Кроме того, можно сделать вывод и несколько иного плана: внешне не очень значимые элементы, вступая в системные отношения друг с другом и в пьесе, и за её пределами, могут формировать не просто важные смыслы, а даже жанровую природу тех произведений, в которых эти элементы задействованы. Так, система из названных выше деталей и слов участвует в формировании чеховских пьес как комедий.
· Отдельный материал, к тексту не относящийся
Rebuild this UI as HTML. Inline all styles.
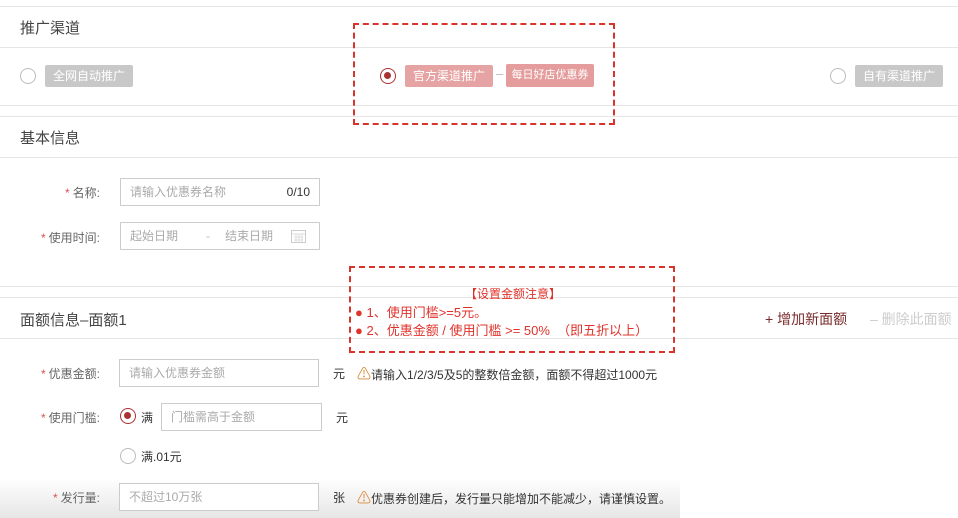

Подводя итог, скажем, что «Чайка» и «Вишнёвый сад» оказались не только оправданно номинированы автором как комедии, но и показали довольно-таки любопытные приёмы формирования жанрового комического начала в драматургии, приёмы, основанные на системных отношениях некоторых элементов, в том числе — в контексте из двух произведений. То есть приблизиться к раскрытию этих приёмов оказалось возможным только тогда, когда к системе элементов из одной пьесы оказалась подключена система элементов из пьесы другой.

Литература

Доманский Ю.В. Шкаф в «Вишнёвом саде» // Последняя пьеса Чехова в искусстве XX—XXI веков: Коллективная монография. М.: ГЦТМ им. А.А. Бахрушина, 2015. («Бахрушинская серия».) С. 49—57.

Няголова Н. Между бита и битието: Герой и вещ в драматургията на А.П. Чехов. Велико Търново: Университет, изд-во «Св. св. Кирил и Методий», 2009. 220 с.

Полтавская Г., Пашкина Н. Валентин Плучек, или В поисках утраченного оптимизма. М.: ГЦТМ им. А.А. Бахрушина, 2012. 520 с.